Miami Heat again taking zone defense to NBA playoff heights
BOSTON – Even in finding a solution, there was respect for the problem posed.
No, Jaylen Brown said, the Boston Celtics’ challenge at the start of the Eastern Conference finals was not typical. Few teams mix in and mix up as much zone defense as the Miami Heat and coach Erik Spoelsrta.
“The way they play defense, the way they play zone, the way they try to hide matchups, they try to make sure they keep their primary defenders up higher and try to hide their lesser defenders,” Brown said, with the teams squaring off Thursday night at TD Garden in Game 5 of the best-of-seven series. “It’s been taking us a little while to kind of figure it out. It ain’t always going to be you scoring the ball normally, because they’re not guarding us normally.”
With a roster that features several net-negative individual defenders, Spoelstra has cycled through a variety of schemes over the years. The latest rendition has featured Caleb Martin and Gabe Vincent at the top of the zone.
“I mean, two guys that are like Swiss Army knives,” Heat center Bam Adebayo said of the dogged duo, “obviously getting out of their comfort zone, guarding people, out way past the hash [28 feet from the baseline] and then having to recover.
“Those two spots aren’t easy. So the fact that we put those two up there, we trust them the most. And we feel like they give us a dynamic two-man front, in front of our two-three.”
With Adebayo orchestrating from the rear.
“I’m the anchor, Adebayo said. “I’m the back line, so I do all the communicating to the wings and the guys up front.”
Previously, the Heat would save the zone for when Adebayo rested, when his switch-everything skills were unavailable. But lately, with Adebayo in and Jimmy Butler out, Spoelstra has injected a considerable amount of zone.
Martin said it is just another defensive aspect where Adebayo has been able to excel.

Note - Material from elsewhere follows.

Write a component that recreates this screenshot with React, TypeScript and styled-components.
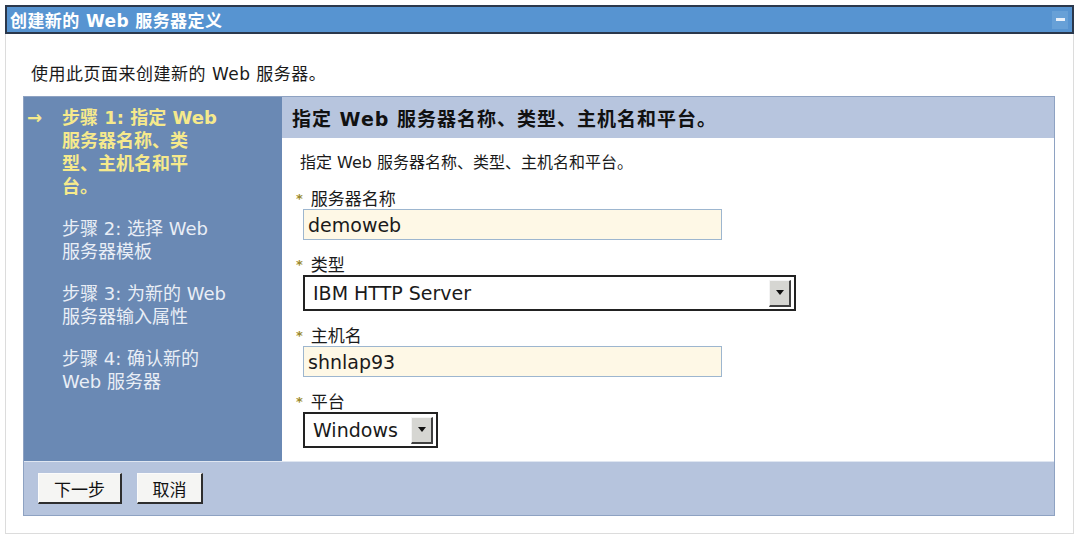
import React from "react";
import styled, { createGlobalStyle } from "styled-components";

const GlobalStyle = createGlobalStyle`
  html, body {
    margin: 0;
    padding: 0;
    background: #ffffff;
  }
  body {
    font-family: "DejaVu Sans", "Noto Sans CJK SC", sans-serif;
    color: #1a1a1a;
  }
`;

const Page = styled.div`
  padding: 5px 6px 5px 5px;
  width: 1080px;
  height: 539px;
  box-sizing: border-box;
`;

const TitleBar = styled.div`
  display: flex;
  align-items: center;
  justify-content: space-between;
  height: 29px;
  box-sizing: border-box;
  border: 2px solid #2b384c;
  background: #5794d1;
  padding: 0 4px 0 3px;
`;

const Title = styled.h1`
  margin: 0;
  font-size: 17px;
  font-weight: bold;
  color: #ffffff;
  letter-spacing: 0.4px;
`;

const Minimize = styled.button`
  display: flex;
  align-items: center;
  justify-content: center;
  width: 16px;
  height: 18px;
  padding: 0;
  border: none;
  background: #67a0d7;
  cursor: pointer;

  &::before {
    content: "";
    display: block;
    width: 9px;
    height: 3px;
    background: #e8f0fa;
  }
`;

const Panel = styled.section`
  border: 1px solid #dcdcdc;
  border-top: none;
  padding: 29px 18px 17px 17px;
  height: 500px;
  box-sizing: border-box;
  display: flex;
  flex-direction: column;
`;

const Intro = styled.p`
  margin: 0 0 10px 8px;
  font-size: 17px;
  line-height: 23px;
  letter-spacing: 0.5px;
`;

const Wizard = styled.div`
  display: grid;
  grid-template-columns: 258px 1fr;
  grid-template-rows: 364px 1fr;
  border: 1px solid #8ea2c2;
  flex: 1;
`;

const StepNav = styled.nav`
  background: #6a89b4;
  padding: 9px 0 0 3px;
`;

const Step = styled.div<{ $current?: boolean }>`
  display: flex;
  margin-bottom: 19px;
  font-size: 18px;
  line-height: 23px;
  font-weight: ${(p) => (p.$current ? "bold" : "normal")};
  color: ${(p) => (p.$current ? "#f6e98c" : "#e9eef6")};
`;

const Arrow = styled.span`
  width: 35px;
  flex: none;
  font-weight: bold;
  color: #f6e98c;
`;

const StepLines = styled.div`
  display: flex;
  flex-direction: column;
  white-space: nowrap;
`;

const Main = styled.div`
  display: flex;
  flex-direction: column;
  background: #ffffff;
`;

const StepHeader = styled.h2`
  margin: 0;
  height: 41px;
  display: flex;
  align-items: center;
  padding-left: 10px;
  background: #b7c5de;
  font-size: 19px;
  font-weight: bold;
  letter-spacing: 1px;
  color: #111111;
`;

const Content = styled.div`
  padding: 15px 0 0 14px;
  display: flex;
  flex-direction: column;
  gap: 16px;
`;

const Lead = styled.p`
  margin: 0 0 1px 4px;
  font-size: 16px;
  line-height: 20px;
`;

const Field = styled.div`
  display: flex;
  flex-direction: column;
  gap: 1px;
`;

const Label = styled.label`
  display: flex;
  align-items: center;
  gap: 8px;
  font-size: 17px;
  line-height: 18px;
`;

const Star = styled.span`
  color: #9b8a2e;
  font-size: 13px;
  font-weight: bold;
`;

const TextInput = styled.input`
  margin-left: 7px;
  width: 419px;
  height: 31px;
  box-sizing: border-box;
  border: 1px solid #9db6cf;
  background: #fef8e6;
  padding: 0 4px;
  font-family: "DejaVu Sans", "Noto Sans CJK SC", sans-serif;
  font-size: 19px;
  color: #1a1a1a;
  outline: none;
`;

const SelectBox = styled.div<{ $width: number }>`
  margin-left: 7px;
  width: ${(p) => p.$width}px;
  height: 36px;
  box-sizing: border-box;
  border: 2px solid #222222;
  display: flex;
  align-items: center;
  justify-content: space-between;
  padding: 0 3px 0 8px;
  background: #ffffff;
  font-size: 19px;
  color: #1a1a1a;
`;

const DropButton = styled.span`
  width: 22px;
  height: 27px;
  box-sizing: border-box;
  display: flex;
  align-items: center;
  justify-content: center;
  background: #d6d6d2;
  border-top: 1px solid #f4f4f4;
  border-left: 1px solid #f4f4f4;
  border-right: 2px solid #404040;
  border-bottom: 2px solid #404040;

  &::before {
    content: "";
    border-left: 4px solid transparent;
    border-right: 4px solid transparent;
    border-top: 5px solid #111111;
  }
`;

const Footer = styled.div`
  grid-column: 1 / span 2;
  background: #b6c4dd;
  border-top: 1px solid #dfe6f1;
  display: flex;
  align-items: flex-start;
  gap: 15px;
  padding: 11px 0 0 14px;
`;

const Button = styled.button<{ $width: number }>`
  width: ${(p) => p.$width}px;
  height: 31px;
  box-sizing: border-box;
  background: #f5f5f3;
  border-top: 1px solid #fbfbfb;
  border-left: 1px solid #fbfbfb;
  border-right: 2px solid #2e2e2e;
  border-bottom: 2px solid #2e2e2e;
  font-family: "DejaVu Sans", "Noto Sans CJK SC", sans-serif;
  font-size: 17px;
  color: #111111;
  padding: 0;
  cursor: pointer;
`;

type StepItem = { lines: string[]; current?: boolean };

const steps: StepItem[] = [
  { lines: ["步骤 1: 指定 Web", "服务器名称、类", "型、主机名和平", "台。"], current: true },
  { lines: ["步骤 2: 选择 Web", "服务器模板"] },
  { lines: ["步骤 3: 为新的 Web", "服务器输入属性"] },
  { lines: ["步骤 4: 确认新的", "Web 服务器"] },
];

export default function App() {
  return (
    <>
      <GlobalStyle />
      <Page>
        <TitleBar>
          <Title>创建新的 Web 服务器定义</Title>
          <Minimize aria-label="最小化" />
        </TitleBar>
        <Panel>
          <Intro>使用此页面来创建新的 Web 服务器。</Intro>
          <Wizard>
            <StepNav>
              {steps.map((s, i) => (
                <Step key={i} $current={s.current}>
                  <Arrow>{s.current ? "→" : ""}</Arrow>
                  <StepLines>
                    {s.lines.map((l) => (
                      <span key={l}>{l}</span>
                    ))}
                  </StepLines>
                </Step>
              ))}
            </StepNav>
            <Main>
              <StepHeader>指定 Web 服务器名称、类型、主机名和平台。</StepHeader>
              <Content>
                <Lead>指定 Web 服务器名称、类型、主机名和平台。</Lead>
                <Field>
                  <Label>
                    <Star>*</Star>服务器名称
                  </Label>
                  <TextInput defaultValue="demoweb" />
                </Field>
                <Field>
                  <Label>
                    <Star>*</Star>类型
                  </Label>
                  <SelectBox $width={493}>
                    IBM HTTP Server
                    <DropButton />
                  </SelectBox>
                </Field>
                <Field>
                  <Label>
                    <Star>*</Star>主机名
                  </Label>
                  <TextInput defaultValue="shnlap93" />
                </Field>
                <Field>
                  <Label>
                    <Star>*</Star>平台
                  </Label>
                  <SelectBox $width={135}>
                    Windows
                    <DropButton />
                  </SelectBox>
                </Field>
              </Content>
            </Main>
            <Footer>
              <Button $width={84}>下一步</Button>
              <Button $width={66}>取消</Button>
            </Footer>
          </Wizard>
        </Panel>
      </Page>
    </>
  );
}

“Just with the reps, I think he just got way more comfortable, just kind of knowing the timing of when to go to certain places and when to stay around the basket,” Martin said. “And that’s just part of the luxury of having someone as versatile as he is, to have someone at the bottom like that, to be able to cover that much ground in such a short amount of time and just kind of be the one on the fly that makes our job a lot easier.”
For his part, Spoelstra long has bristled about the notion of a zone being the easy way out.
“It really isn’t about schematics,” Spoelstra said. “It’s more of a mindset about doing tough things. It really doesn’t matter. I know it sounds like semantics. It’s just a different language.
“If you’re dealing with somebody like [Jayson] Tatum or Brown, they are going to put pressure on you, on your defense. There’s no one thing that’s going to get it done. You have to do a bunch of tough things, and the quicker you can wrap your mind around that, you know, you’ve got a better chance of staying stable even as they are making some shots. You just have to try to make it as tough as possible.”
For Martin and Vincent the goal is singular – havoc.
“I think that just shows how much chemistry that me and Gabe have built over the last two years in that zone, and kind of being able to feed off each other naturally,” Martin said. “So we’ve been able to kind of maintain that as much as possible so far.”
For opponents such as Brown, the consternation comes from the uncertainty of when Spoelstra will spring the zone.
“It’s a big advantage for us,” Martin said of creating that uncertainty. “Because teams, not every team has to deal with that. I think we’re kind of unique in that sense, to where we can kind of switch it up really randomly and adding K-Love [Kevin Love] and Cody [Zeller] to the mix, too, who know how to do that and just kind of fell in line with that naturally. They’re really smart players with high IQs.
“So they just know what they’re doing. I think that’s part of the experience, too, to be able to help us in that aspect.”